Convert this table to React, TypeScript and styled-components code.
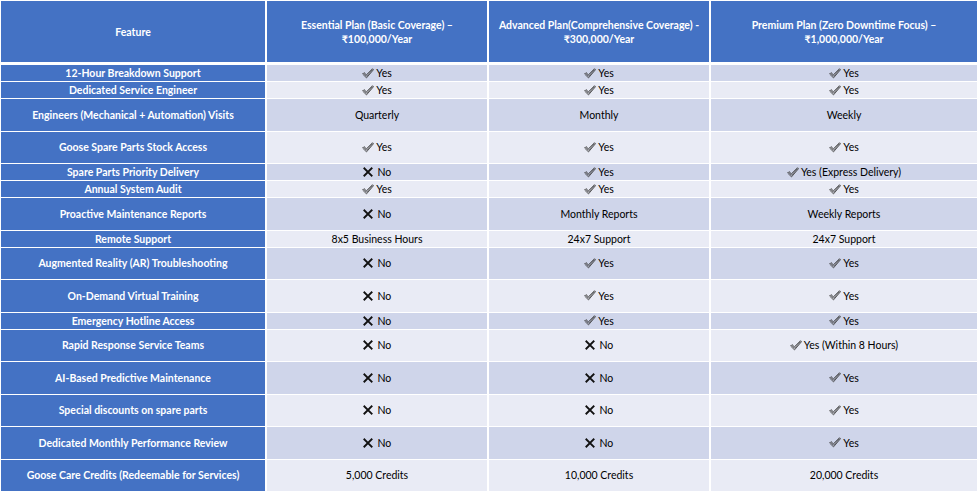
import React from "react";
import styled, { createGlobalStyle } from "styled-components";

const GlobalStyle = createGlobalStyle`
  html, body {
    margin: 0;
    padding: 0;
    background: #ffffff;
  }
  body {
    font-family: Lato, "Liberation Sans", sans-serif;
  }
`;

type Value = "yes" | "no" | string;

interface Feature {
  name: string;
  tall?: boolean;
  values: [Value, Value, Value];
}

const plans = [
  ["Essential Plan (Basic Coverage) –", "₹100,000/Year"],
  ["Advanced Plan(Comprehensive Coverage) -", "₹300,000/Year"],
  ["Premium Plan (Zero Downtime Focus) –", "₹1,000,000/Year"],
];

const features: Feature[] = [
  { name: "12-Hour Breakdown Support", values: ["yes", "yes", "yes"] },
  { name: "Dedicated Service Engineer", values: ["yes", "yes", "yes"] },
  { name: "Engineers (Mechanical + Automation) Visits", tall: true, values: ["Quarterly", "Monthly", "Weekly"] },
  { name: "Goose Spare Parts Stock Access", tall: true, values: ["yes", "yes", "yes"] },
  { name: "Spare Parts Priority Delivery", values: ["no", "yes", "yes:Yes (Express Delivery)"] },
  { name: "Annual System Audit", values: ["yes", "yes", "yes"] },
  { name: "Proactive Maintenance Reports", tall: true, values: ["no", "Monthly Reports", "Weekly Reports"] },
  { name: "Remote Support", values: ["8x5 Business Hours", "24x7 Support", "24x7 Support"] },
  { name: "Augmented Reality (AR) Troubleshooting", tall: true, values: ["no", "yes", "yes"] },
  { name: "On-Demand Virtual Training", tall: true, values: ["no", "yes", "yes"] },
  { name: "Emergency Hotline Access", values: ["no", "yes", "yes"] },
  { name: "Rapid Response Service Teams", tall: true, values: ["no", "no", "yes:Yes (Within 8 Hours)"] },
  { name: "AI-Based Predictive Maintenance", tall: true, values: ["no", "no", "yes"] },
  { name: "Special discounts on spare parts", tall: true, values: ["no", "no", "yes"] },
  { name: "Dedicated Monthly Performance Review", tall: true, values: ["no", "no", "yes"] },
  { name: "Goose Care Credits (Redeemable for Services)", tall: true, values: ["5,000 Credits", "10,000 Credits", "20,000 Credits"] },
];

const Page = styled.div`
  padding: 1px 0 0 1px;
  width: 976px;
`;

const Table = styled.div`
  display: flex;
  flex-direction: column;
  gap: 1px;
`;

const Row = styled.div<{ $header?: boolean }>`
  display: grid;
  grid-template-columns: 264px 220px 220px 266px;
  column-gap: 2px;
  margin-bottom: ${(p) => (p.$header ? "2px" : "0")};
`;

const HeadCell = styled.div`
  height: 61px;
  background: #4472c4;
  color: #ffffff;
  font-weight: 700;
  font-size: 10.5px;
  line-height: 14px;
  display: flex;
  flex-direction: column;
  align-items: center;
  justify-content: center;
  text-align: center;
`;

const FeatureCell = styled.div<{ $tall?: boolean }>`
  height: ${(p) => (p.$tall ? "31.5px" : "16px")};
  background: #4472c4;
  color: #ffffff;
  font-weight: 700;
  font-size: 10.5px;
  display: flex;
  align-items: center;
  justify-content: center;
  white-space: nowrap;
`;

const ValueCell = styled.div<{ $tall?: boolean; $odd: boolean }>`
  height: ${(p) => (p.$tall ? "31.5px" : "16px")};
  background: ${(p) => (p.$odd ? "#cfd5ea" : "#e9ebf5")};
  color: #000000;
  font-size: 10.5px;
  display: flex;
  align-items: center;
  justify-content: center;
  gap: 2px;
  white-space: nowrap;
`;

const Icon = styled.svg`
  flex: none;
  display: block;
`;

const CheckIcon = () => (
  <Icon width="12" height="11" viewBox="0 0 12 11">
    <path
      d="M0.6 6 L2 4.6 L4.4 6.8 L10.5 0.7 L11.5 1.7 L4.5 9.9 Z M1.9 5.5 L4.5 8.3 L10.6 1.5"
      fill="none"
      stroke="#3a3a3a"
      strokeWidth="0.85"
      strokeLinejoin="round"
    />
  </Icon>
);

const CrossIcon = () => (
  <Icon width="10" height="10" viewBox="0 0 10 10">
    <path d="M1.4 1.4 L8.6 8.6 M8.6 1.4 L1.4 8.6" stroke="#111" strokeWidth="1.9" strokeLinecap="square" />
  </Icon>
);

const CellValue = ({ value }: { value: Value }) => {
  if (value === "no") {
    return (
      <>
        <CrossIcon />
        <span>&nbsp;No</span>
      </>
    );
  }
  if (value.startsWith("yes")) {
    const label = value.includes(":") ? value.split(":")[1] : "Yes";
    return (
      <>
        <CheckIcon />
        <span>{label}</span>
      </>
    );
  }
  return <span>{value}</span>;
};

export default function App() {
  return (
    <Page>
      <GlobalStyle />
      <Table>
        <Row $header>
          <HeadCell>Feature</HeadCell>
          {plans.map((plan) => (
            <HeadCell key={plan[0]}>
              <span>{plan[0]}</span>
              <span>{plan[1]}</span>
            </HeadCell>
          ))}
        </Row>
        {features.map((feature, i) => (
          <Row key={feature.name}>
            <FeatureCell $tall={feature.tall}>{feature.name}</FeatureCell>
            {feature.values.map((value, j) => (
              <ValueCell key={j} $tall={feature.tall} $odd={i % 2 === 0}>
                <CellValue value={value} />
              </ValueCell>
            ))}
          </Row>
        ))}
      </Table>
    </Page>
  );
}
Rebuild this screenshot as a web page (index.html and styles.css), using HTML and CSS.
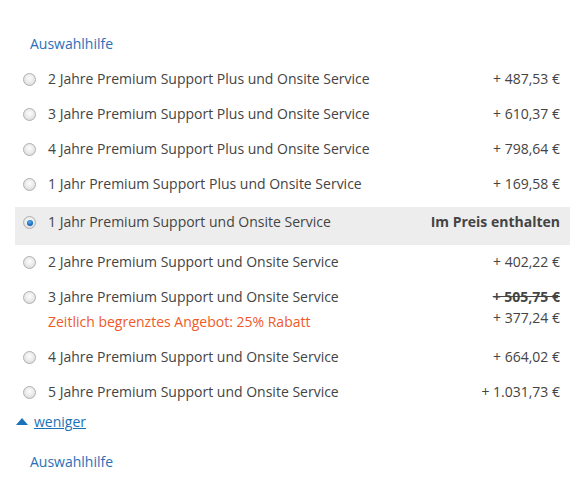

▶ Directions:
Check each line in the records for the word "html" and say how many have it, with nothing else.

▶ Reply:
2